Aunque es complicado buscar la definición de un buen final (del final malo, por su excesiva frecuencia, preferimos no ocuparnos), creo que no está de más preguntarnos cómo sería, o debería ser, un final perfecto. Quizás habría de reunir una serie de condiciones, necesarias aunque no suficientes, para poder al menos perfilarlo; pero la fundamental sería, casi al cien por cien, su (atención: palabro) “indelebilidad”, esto es, su permanencia viva en nuestra memoria por encima de todo lo demás. Si ello ocurre, no es arriesgado decir que la perfección está cerca, dado que el ser humano, salvo que sea insufriblemente optimista, tiende a diluir los momentos buenos y a magnificar los malos, cuando de recordarlos se trata. Y, si se da esa condición fundamental, todas las demás serán solamente necesarias para completar esa definición de “perfecto”. Y dependerán de cada situación y sus circunstancias, porque, por fortuna, nunca hay dos culos iguales. Llevando esta audacia más allá, afirmaría sin reparos que, en muchos casos, el mejor final es aquél que incluye la palabra mágica: “Continuará”.
2005-04-27 13:01 yo creo, como tú, que, referidos a las obras que nos gustan, los finales que no se olvidan y los que no existen son los mejores, pero añadiría, respecto a las malas obras, dos tipos más de buenos theendes:
– la finalitio interrupta, que es el que se produce, por ejemplo, si cuando las diez primeras pipas que nos salen de la bolsa son amargas, uno la tira sin llegar a terminarla, y
– el finis próximus, que es ese final que aparece bien prontito, con suerte, en una lectura peñazo.
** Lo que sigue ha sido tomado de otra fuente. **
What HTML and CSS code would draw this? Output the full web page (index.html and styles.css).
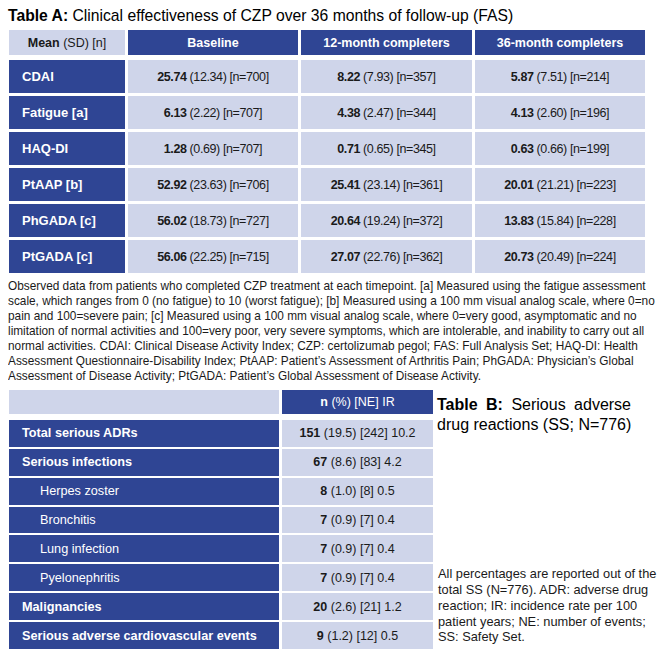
FILE: index.html
```html
<!DOCTYPE html>
<html>
<head>
<meta charset="utf-8">
<link rel="stylesheet" href="styles.css">
</head>
<body>
<div class="page">
  <h1 class="title"><b>Table A:</b> Clinical effectiveness of CZP over 36 months of follow-up (FAS)</h1>
  <div class="ta">
    <div class="ta-row ta-head">
      <div class="c lite"><span><b>Mean</b> (SD) [n]</span></div>
      <div class="c dark"><span>Baseline</span></div>
      <div class="c dark"><span>12-month completers</span></div>
      <div class="c dark"><span>36-month completers</span></div>
    </div>
    <div class="ta-row">
      <div class="c lab"><span>CDAI</span></div>
      <div class="c val"><span><b>25.74</b> (12.34) [n=700]</span></div>
      <div class="c val"><span><b>8.22</b> (7.93) [n=357]</span></div>
      <div class="c val"><span><b>5.87</b> (7.51) [n=214]</span></div>
    </div>
    <div class="ta-row">
      <div class="c lab"><span>Fatigue [a]</span></div>
      <div class="c val"><span><b>6.13</b> (2.22) [n=707]</span></div>
      <div class="c val"><span><b>4.38</b> (2.47) [n=344]</span></div>
      <div class="c val"><span><b>4.13</b> (2.60) [n=196]</span></div>
    </div>
    <div class="ta-row">
      <div class="c lab"><span>HAQ-DI</span></div>
      <div class="c val"><span><b>1.28</b> (0.69) [n=707]</span></div>
      <div class="c val"><span><b>0.71</b> (0.65) [n=345]</span></div>
      <div class="c val"><span><b>0.63</b> (0.66) [n=199]</span></div>
    </div>
    <div class="ta-row">
      <div class="c lab"><span>PtAAP [b]</span></div>
      <div class="c val"><span><b>52.92</b> (23.63) [n=706]</span></div>
      <div class="c val"><span><b>25.41</b> (23.14) [n=361]</span></div>
      <div class="c val"><span><b>20.01</b> (21.21) [n=223]</span></div>
    </div>
    <div class="ta-row">
      <div class="c lab"><span>PhGADA [c]</span></div>
      <div class="c val"><span><b>56.02</b> (18.73) [n=727]</span></div>
      <div class="c val"><span><b>20.64</b> (19.24) [n=372]</span></div>
      <div class="c val"><span><b>13.83</b> (15.84) [n=228]</span></div>
    </div>
    <div class="ta-row">
      <div class="c lab"><span>PtGADA [c]</span></div>
      <div class="c val"><span><b>56.06</b> (22.25) [n=715]</span></div>
      <div class="c val"><span><b>27.07</b> (22.76) [n=362]</span></div>
      <div class="c val"><span><b>20.73</b> (20.49) [n=224]</span></div>
    </div>
  </div>
  <p class="note-a">Observed data from patients who completed CZP treatment at each timepoint. [a] Measured using the fatigue assessment<br>scale, which ranges from 0 (no fatigue) to 10 (worst fatigue); [b] Measured using a 100 mm visual analog scale, where 0=no<br>pain and 100=severe pain; [c] Measured using a 100 mm visual analog scale, where 0=very good, asymptomatic and no<br>limitation of normal activities and 100=very poor, very severe symptoms, which are intolerable, and inability to carry out all<br>normal activities. CDAI: Clinical Disease Activity Index; CZP: certolizumab pegol; FAS: Full Analysis Set; HAQ-DI: Health<br>Assessment Questionnaire-Disability Index; PtAAP: Patient’s Assessment of Arthritis Pain; PhGADA: Physician’s Global<br>Assessment of Disease Activity; PtGADA: Patient’s Global Assessment of Disease Activity.</p>
  <div class="sec-b">
    <div class="tb">
      <div class="tb-row tb-head">
        <div class="c lite"></div>
        <div class="c dark hb"><span><b>n</b> (%) [NE] IR</span></div>
      </div>
      <div class="tb-row">
        <div class="c lab"><span>Total serious ADRs</span></div>
        <div class="c val"><span><b>151</b> (19.5) [242] 10.2</span></div>
      </div>
      <div class="tb-row">
        <div class="c lab"><span>Serious infections</span></div>
        <div class="c val"><span><b>67</b> (8.6) [83] 4.2</span></div>
      </div>
      <div class="tb-row">
        <div class="c lab sub"><span>Herpes zoster</span></div>
        <div class="c val"><span><b>8</b> (1.0) [8] 0.5</span></div>
      </div>
      <div class="tb-row">
        <div class="c lab sub"><span>Bronchitis</span></div>
        <div class="c val"><span><b>7</b> (0.9) [7] 0.4</span></div>
      </div>
      <div class="tb-row">
        <div class="c lab sub"><span>Lung infection</span></div>
        <div class="c val"><span><b>7</b> (0.9) [7] 0.4</span></div>
      </div>
      <div class="tb-row">
        <div class="c lab sub"><span>Pyelonephritis</span></div>
        <div class="c val"><span><b>7</b> (0.9) [7] 0.4</span></div>
      </div>
      <div class="tb-row">
        <div class="c lab"><span>Malignancies</span></div>
        <div class="c val"><span><b>20</b> (2.6) [21] 1.2</span></div>
      </div>
      <div class="tb-row">
        <div class="c lab"><span>Serious adverse cardiovascular events</span></div>
        <div class="c val"><span><b>9</b> (1.2) [12] 0.5</span></div>
      </div>
    </div>
    <div class="side">
      <h2 class="title-b"><span class="wide"><b>Table B:</b> Serious adverse</span><br>drug reactions (SS; N=776)</h2>
      <p class="note-b">All percentages are reported out of the<br>total SS (N=776). ADR: adverse drug<br>reaction; IR: incidence rate per 100<br>patient years; NE: number of events;<br>SS: Safety Set.</p>
    </div>
  </div>
</div>
</body>
</html>
```

FILE: styles.css
```css
* { box-sizing: border-box; }
html, body { margin: 0; padding: 0; background: #ffffff; }
body {
  font-family: "Liberation Sans", Arial, sans-serif;
  color: #000;
}
.page {
  width: 661px;
  height: 661px;
  padding: 6px 0 0 9px;
  overflow: hidden;
}
.title {
  margin: 0 0 4px -1px;
  font-size: 15.7px;
  line-height: 20px;
  font-weight: normal;
  white-space: nowrap;
}
.ta {
  display: flex;
  flex-direction: column;
  gap: 3px;
  width: 636px;
}
.ta-row {
  display: grid;
  grid-template-columns: 116px 170px 171px 170px;
  column-gap: 3px;
  height: 33px;
}
.ta-row.ta-head {
  height: 25px;
  margin-bottom: 2px;
}
.c {
  display: flex;
  align-items: center;
  font-size: 12.5px;
  white-space: nowrap;
}
.lite {
  background: #cfd5ea;
  justify-content: center;
  color: #1a1a1a;
}
.dark {
  background: #2f4594;
  color: #fff;
  font-weight: bold;
  justify-content: center;
}
.lab {
  background: #2f4594;
  color: #fff;
  font-weight: bold;
  font-size: 13px;
  padding-left: 13px;
}
.val {
  background: #cfd5ea;
  justify-content: center;
  color: #1a1a1a;
}
.ta .val { letter-spacing: -0.4px; }
.note-a {
  margin: 5px 0 0 -1px;
  font-size: 13px;
  line-height: 15px;
  white-space: nowrap;
  color: #1a1a1a;
  transform: scaleX(0.91);
  transform-origin: 0 0;
}
.sec-b {
  margin-top: 7px;
  display: flex;
  gap: 4px;
  height: 259px;
}
.tb {
  display: flex;
  flex-direction: column;
  gap: 2px;
  width: 424px;
}
.tb-row {
  display: grid;
  grid-template-columns: 270px 151px;
  column-gap: 3px;
  height: 27px;
}
.tb-row.tb-head {
  height: 24px;
  margin-bottom: 4px;
}
.tb .c { font-size: 12.5px; }
.tb .lab { font-size: 12.7px; }
.hb { font-weight: normal; }
.lab.sub {
  font-weight: normal;
  padding-left: 31px;
}
.side {
  display: flex;
  flex-direction: column;
  justify-content: space-between;
  flex: 1;
}
.title-b {
  margin: 5px 0 0 0;
  font-size: 16px;
  line-height: 20px;
  font-weight: normal;
  white-space: nowrap;
}
.wide { word-spacing: 4px; }
.note-b {
  margin: 0 0 4px 1px;
  font-size: 12.8px;
  line-height: 15.7px;
  white-space: nowrap;
  color: #1a1a1a;
}
```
y es que hay algunos libros que lo último que deberían llevar escrito en sus páginas es en lugar de ‘fin’, ‘por fin’, o ‘menos mal’, o ‘ya era hora’, que son todos ellos finales muy, pero que muy, justos y agradecidos.
2005-04-27 23:43 Sé lo que dices, me pasó con el final de cierta trilogía anillada (o anillosa :-)
También están los finales que no parecen finales, y que quedan como en el aire (aunque no da la impresión de que sea intencionado), pero sin un “continuará”, por supuesto.
2005-04-28 00:54 ¿y los finales chicle? coñes, los detesto. empiezan en la página veinte y ¡hala! a estirarse hasta la imprenta y la efeméride del santo.
los puntos y aparte son muy importantes.
¿ves? parece que pasó algo, pero los punto y final lo son más: entonces lo que pasa deja de pasar. deberían vender teclados con lazarillo para atinarlos. si inventamos el punto y final con mira telescópica 100 por 100 diana nos forramos, con lo difícil que es acertarlos…
2005-04-28 04:10 Alguien dijo alguna vez que “un principio no termina nunca, ni siquiera con un final”, lo que a veces tiene su gracia y a veces es una jodienda.
2005-05-06 23:05 Yo creo que lo que fue duro de vivir es dulce de recordar.
Una vez superadas las dificultades, el recuerdo de la lucha, las imágenes y los colores en tu memoria tienen la belleza de la vida misma.